-- begin Source material --

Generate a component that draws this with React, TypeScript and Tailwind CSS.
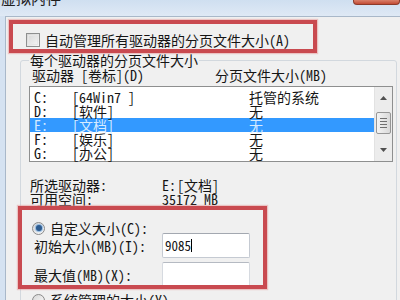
import React from "react";

function Arrow({ up }: { up?: boolean }) {
  return (
    <svg width="7" height="4" viewBox="0 0 7 4">
      {up ? <polygon points="0,4 7,4 3.5,0" fill="#505050" /> : <polygon points="0,0 7,0 3.5,4" fill="#505050" />}
    </svg>
  );
}

function Radio({ checked }: { checked?: boolean }) {
  return (
    <div className="w-[13px] h-[13px] shrink-0 rounded-full border border-[#8a8a8a] bg-gradient-to-br from-[#d8d8d8] to-[#fafafa] flex items-center justify-center">
      {checked && <div className="w-[6px] h-[6px] rounded-full bg-[#2d5b8f] shadow-[0_0_1px_1px_rgba(120,170,220,0.8)]" />}
    </div>
  );
}

const rows = [
  { d: "C:", l: "[64Win7 ]", s: "托管的系统" },
  { d: "D:", l: "[软件]", s: "无" },
  { d: "E:", l: "[文档]", s: "无", sel: true },
  { d: "F:", l: "[娱乐]", s: "无" },
  { d: "G:", l: "[办公]", s: "无" },
];

export default function App() {
  return (
    <div className="w-[400px] h-[300px] overflow-hidden flex flex-col bg-[#dce7f3] text-[14px] leading-[14px] text-[#151515] [font-family:'Noto_Sans_Mono_CJK_SC','Noto_Sans_CJK_SC',sans-serif]">
      {/* title bar */}
      <div className="h-[16px] shrink-0 flex justify-between items-start bg-gradient-to-b from-[#cfdff0] to-[#dfe9f5] overflow-hidden">
        <div className="-mt-[10px] ml-[1px] text-[15px] leading-[16px] text-[#1e1e1e]">虚拟内存</div>
        <div className="w-[47px] h-[5px] rounded-b-[4px] border border-t-0 border-[#8c3b2a] bg-gradient-to-b from-[#d9806a] to-[#c24b34]" />
      </div>
      <div className="flex flex-1 min-h-0">
        <div className="w-[5px] shrink-0 bg-[#d5e2f1]" />
        <div className="flex-1 min-w-0 border-l border-t border-[#a9b8c9] bg-[#f0f0f0] flex flex-col">
          {/* red box 1 */}
          <div className="relative z-10 ml-[3px] mt-[3px] w-[308px] h-[33px] shrink-0 border-[4px] border-[#c94a50] shadow-[0_0_1px_1px_rgba(230,150,150,0.5)]">
            <div className="flex items-center h-full pt-[6px] pl-[13px]">
              <div className="w-[14px] h-[14px] shrink-0 border border-[#8e8f8f] bg-gradient-to-br from-[#d6d6d6] to-[#f6f6f6] p-[1px]">
                <div className="w-full h-full border border-[#e6e6e6]" />
              </div>
              <span className="ml-[5px] whitespace-nowrap">自动管理所有驱动器的分页文件大小(A)</span>
            </div>
          </div>
          {/* group box */}
          <div className="ml-[14px] mt-[7px] w-[377px] h-[300px] shrink-0 border border-[#d2d8de] rounded-[3px] flex flex-col">
            <div className="-mt-[8px] ml-[8px] px-[1px] bg-[#f0f0f0] w-fit h-[15px] leading-[15px] whitespace-nowrap">每个驱动器的分页文件大小</div>
            <div className="h-[15px] leading-[15px] flex pl-[11px] whitespace-nowrap">
              <span className="w-[183px] shrink-0">驱动器 [卷标](D)</span>
              <span>分页文件大小(MB)</span>
            </div>
            {/* list */}
            <div className="mt-[3px] ml-[8px] w-[364px] h-[76px] shrink-0 border border-[#8e8f8f] bg-white flex">
              <div className="flex-1 min-w-0 pt-[3px]">
                {rows.map((r) => (
                  <div key={r.d} className={"h-[14px] leading-[14px] flex whitespace-nowrap " + (r.sel ? "bg-[#3399ff] text-[#d6ebff]" : "")}>
                    <span className="pl-[4px] w-[42px] shrink-0">{r.d}</span>
                    <span className="w-[177px] shrink-0">{r.l}</span>
                    <span>{r.s}</span>
                  </div>
                ))}
              </div>
              <div className="w-[18px] shrink-0 bg-[#ececec] border-l border-[#e2e2e2] flex flex-col">
                <div className="h-[22px] flex items-center justify-center"><Arrow up /></div>
                <div className="mt-[3px] h-[22px] mx-[1px] border border-[#969696] rounded-[2px] bg-gradient-to-r from-[#f4f4f4] to-[#d9d9d9] flex flex-col items-center justify-center gap-[2px]">
                  <div className="w-[7px] h-[1px] bg-[#707070]" />
                  <div className="w-[7px] h-[1px] bg-[#707070]" />
                  <div className="w-[7px] h-[1px] bg-[#707070]" />
                  <div className="w-[7px] h-[1px] bg-[#707070]" />
                </div>
                <div className="flex-1" />
                <div className="h-[22px] flex items-center justify-center"><Arrow /></div>
              </div>
            </div>
            {/* info */}
            <div className="mt-[16px] h-[14px] flex pl-[9px] whitespace-nowrap">
              <span className="w-[132px] shrink-0">所选驱动器:</span>
              <span>E:</span>
              <span className="ml-[1px]">[文档]</span>
            </div>
            <div className="h-[14px] flex pl-[9px] whitespace-nowrap">
              <span className="w-[132px] shrink-0">可用空间:</span>
              <span>35172 MB</span>
            </div>
            {/* red box 2 */}
            <div className="relative z-10 -ml-[3px] w-[249px] h-[83px] shrink-0 border-[4px] border-[#c94a50] overflow-hidden shadow-[0_0_1px_1px_rgba(230,150,150,0.5)]">
              <div className="mt-[11px] h-[14px] flex items-center pl-[10px] whitespace-nowrap">
                <Radio checked />
                <span className="ml-[5px]">自定义大小(C):</span>
              </div>
              <div className="-mt-[2px] h-[25px] flex items-center pl-[12px] whitespace-nowrap">
                <span className="w-[128px] shrink-0">初始大小(MB)(I):</span>
                <div className="w-[88px] h-[25px] shrink-0 bg-white border border-[#c5cad2] border-t-[#a3a8b0] rounded-[2px] flex items-center pl-[2px] text-[13px]">
                  <span>9085</span>
                  <div className="w-[1px] h-[13px] bg-black" />
                </div>
              </div>
              <div className="mt-[4px] h-[25px] flex items-center pl-[12px] whitespace-nowrap">
                <span className="w-[128px] shrink-0">最大值(MB)(X):</span>
                <div className="w-[88px] h-[25px] shrink-0 bg-white border border-[#d6dae0] border-t-[#b5bac2] rounded-[2px]" />
              </div>
            </div>
            <div className="mt-[4px] h-[14px] flex items-center pl-[11px] whitespace-nowrap">
              <Radio />
              <span className="ml-[5px]">系统管理的大小(Y)</span>
            </div>
          </div>
        </div>
      </div>
    </div>
  );
}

-- end Source material --

- **The exercise**
From the opening line of the listing above through the line bearing "import React from", repeat each line exactly. Drop every picture.

- **Answer below**
Generate a component that draws this with React, TypeScript and Tailwind CSS.
import React from "react";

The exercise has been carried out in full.